■ Aim of the exercise
Leave the pictures out and quote every line from the start of the listing to the line with "const tabs = ['Role', 'Startup", inclusive.

----------

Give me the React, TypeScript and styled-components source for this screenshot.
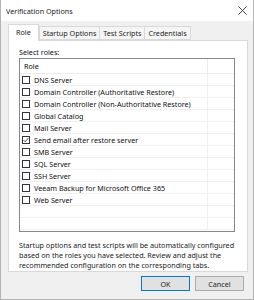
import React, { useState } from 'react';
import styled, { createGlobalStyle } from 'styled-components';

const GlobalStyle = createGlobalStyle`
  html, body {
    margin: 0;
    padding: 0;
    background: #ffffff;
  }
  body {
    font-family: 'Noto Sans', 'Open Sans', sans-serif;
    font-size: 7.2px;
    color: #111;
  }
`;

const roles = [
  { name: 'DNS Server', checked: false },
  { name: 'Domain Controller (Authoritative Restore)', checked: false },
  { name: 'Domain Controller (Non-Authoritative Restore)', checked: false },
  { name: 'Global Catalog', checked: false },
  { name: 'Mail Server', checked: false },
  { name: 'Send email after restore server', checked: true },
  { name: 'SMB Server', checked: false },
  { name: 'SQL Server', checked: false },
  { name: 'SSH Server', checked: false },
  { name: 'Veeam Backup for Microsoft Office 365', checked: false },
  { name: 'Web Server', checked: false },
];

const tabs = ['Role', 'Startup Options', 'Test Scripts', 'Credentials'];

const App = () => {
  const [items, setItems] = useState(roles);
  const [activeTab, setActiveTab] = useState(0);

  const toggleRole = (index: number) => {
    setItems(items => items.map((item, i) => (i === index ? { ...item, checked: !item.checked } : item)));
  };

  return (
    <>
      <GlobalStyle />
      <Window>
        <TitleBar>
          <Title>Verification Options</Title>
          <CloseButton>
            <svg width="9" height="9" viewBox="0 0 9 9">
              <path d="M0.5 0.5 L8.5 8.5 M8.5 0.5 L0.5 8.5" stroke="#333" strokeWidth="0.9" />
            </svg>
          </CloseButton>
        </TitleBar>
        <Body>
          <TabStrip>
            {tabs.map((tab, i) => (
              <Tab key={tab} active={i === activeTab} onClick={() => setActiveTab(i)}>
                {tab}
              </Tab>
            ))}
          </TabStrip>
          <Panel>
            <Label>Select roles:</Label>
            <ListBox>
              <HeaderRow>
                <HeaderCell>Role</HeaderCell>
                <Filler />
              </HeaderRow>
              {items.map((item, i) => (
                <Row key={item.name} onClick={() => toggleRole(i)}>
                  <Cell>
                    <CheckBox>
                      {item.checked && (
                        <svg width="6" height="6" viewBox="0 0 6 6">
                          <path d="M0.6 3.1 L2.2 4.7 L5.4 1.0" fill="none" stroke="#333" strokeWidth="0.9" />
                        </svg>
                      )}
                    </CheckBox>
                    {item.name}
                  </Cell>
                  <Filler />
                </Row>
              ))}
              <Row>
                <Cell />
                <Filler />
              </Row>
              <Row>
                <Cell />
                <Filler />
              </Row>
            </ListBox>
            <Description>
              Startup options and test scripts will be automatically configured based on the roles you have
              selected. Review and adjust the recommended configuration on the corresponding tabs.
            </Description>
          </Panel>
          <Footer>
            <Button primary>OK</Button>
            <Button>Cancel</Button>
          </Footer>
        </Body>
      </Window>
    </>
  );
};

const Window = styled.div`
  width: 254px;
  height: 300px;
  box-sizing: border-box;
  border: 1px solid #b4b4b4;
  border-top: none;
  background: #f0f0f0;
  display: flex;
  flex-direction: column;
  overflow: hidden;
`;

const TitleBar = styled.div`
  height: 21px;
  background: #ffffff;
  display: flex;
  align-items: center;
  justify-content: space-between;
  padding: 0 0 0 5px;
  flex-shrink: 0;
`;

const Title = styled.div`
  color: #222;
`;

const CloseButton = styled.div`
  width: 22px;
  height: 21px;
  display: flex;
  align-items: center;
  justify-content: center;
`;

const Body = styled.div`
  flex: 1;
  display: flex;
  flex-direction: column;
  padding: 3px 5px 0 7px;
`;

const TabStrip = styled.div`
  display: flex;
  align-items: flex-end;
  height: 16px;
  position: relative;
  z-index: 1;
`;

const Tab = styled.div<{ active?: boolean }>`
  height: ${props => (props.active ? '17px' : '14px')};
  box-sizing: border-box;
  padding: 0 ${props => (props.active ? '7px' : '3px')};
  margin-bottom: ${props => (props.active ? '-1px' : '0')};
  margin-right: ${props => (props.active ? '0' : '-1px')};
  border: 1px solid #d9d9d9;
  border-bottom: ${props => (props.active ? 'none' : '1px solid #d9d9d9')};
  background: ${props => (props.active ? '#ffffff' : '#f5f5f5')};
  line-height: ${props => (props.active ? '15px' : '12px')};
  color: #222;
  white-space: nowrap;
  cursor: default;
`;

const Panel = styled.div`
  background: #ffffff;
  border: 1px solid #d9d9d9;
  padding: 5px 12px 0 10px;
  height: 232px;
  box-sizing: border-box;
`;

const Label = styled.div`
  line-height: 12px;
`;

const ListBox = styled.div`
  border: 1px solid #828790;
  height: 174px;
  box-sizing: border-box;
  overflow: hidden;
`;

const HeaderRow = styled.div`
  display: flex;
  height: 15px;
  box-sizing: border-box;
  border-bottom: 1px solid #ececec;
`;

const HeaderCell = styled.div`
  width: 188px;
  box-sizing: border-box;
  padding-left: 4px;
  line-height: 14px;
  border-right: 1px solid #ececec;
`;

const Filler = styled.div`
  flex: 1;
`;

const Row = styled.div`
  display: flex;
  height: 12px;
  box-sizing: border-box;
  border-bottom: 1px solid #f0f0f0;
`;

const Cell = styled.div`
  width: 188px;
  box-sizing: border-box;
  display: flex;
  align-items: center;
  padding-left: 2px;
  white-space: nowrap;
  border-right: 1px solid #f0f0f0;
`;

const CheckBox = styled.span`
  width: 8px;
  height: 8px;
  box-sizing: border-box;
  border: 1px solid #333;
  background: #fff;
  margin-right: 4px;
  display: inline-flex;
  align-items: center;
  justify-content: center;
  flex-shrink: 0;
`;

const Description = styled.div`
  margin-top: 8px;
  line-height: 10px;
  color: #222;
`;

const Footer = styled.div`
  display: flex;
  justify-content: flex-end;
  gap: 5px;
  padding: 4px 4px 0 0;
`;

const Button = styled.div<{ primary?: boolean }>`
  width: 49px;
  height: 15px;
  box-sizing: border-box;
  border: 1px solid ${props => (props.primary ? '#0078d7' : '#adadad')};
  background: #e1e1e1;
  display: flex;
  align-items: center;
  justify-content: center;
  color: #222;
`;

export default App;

----------

■ Output of the task
Give me the React, TypeScript and styled-components source for this screenshot.
import React, { useState } from 'react';
import styled, { createGlobalStyle } from 'styled-components';

const GlobalStyle = createGlobalStyle`
  html, body {
    margin: 0;
    padding: 0;
    background: #ffffff;
  }
  body {
    font-family: 'Noto Sans', 'Open Sans', sans-serif;
    font-size: 7.2px;
    color: #111;
  }
`;

const roles = [
  { name: 'DNS Server', checked: false },
  { name: 'Domain Controller (Authoritative Restore)', checked: false },
  { name: 'Domain Controller (Non-Authoritative Restore)', checked: false },
  { name: 'Global Catalog', checked: false },
  { name: 'Mail Server', checked: false },
  { name: 'Send email after restore server', checked: true },
  { name: 'SMB Server', checked: false },
  { name: 'SQL Server', checked: false },
  { name: 'SSH Server', checked: false },
  { name: 'Veeam Backup for Microsoft Office 365', checked: false },
  { name: 'Web Server', checked: false },
];

const tabs = ['Role', 'Startup Options', 'Test Scripts', 'Credentials'];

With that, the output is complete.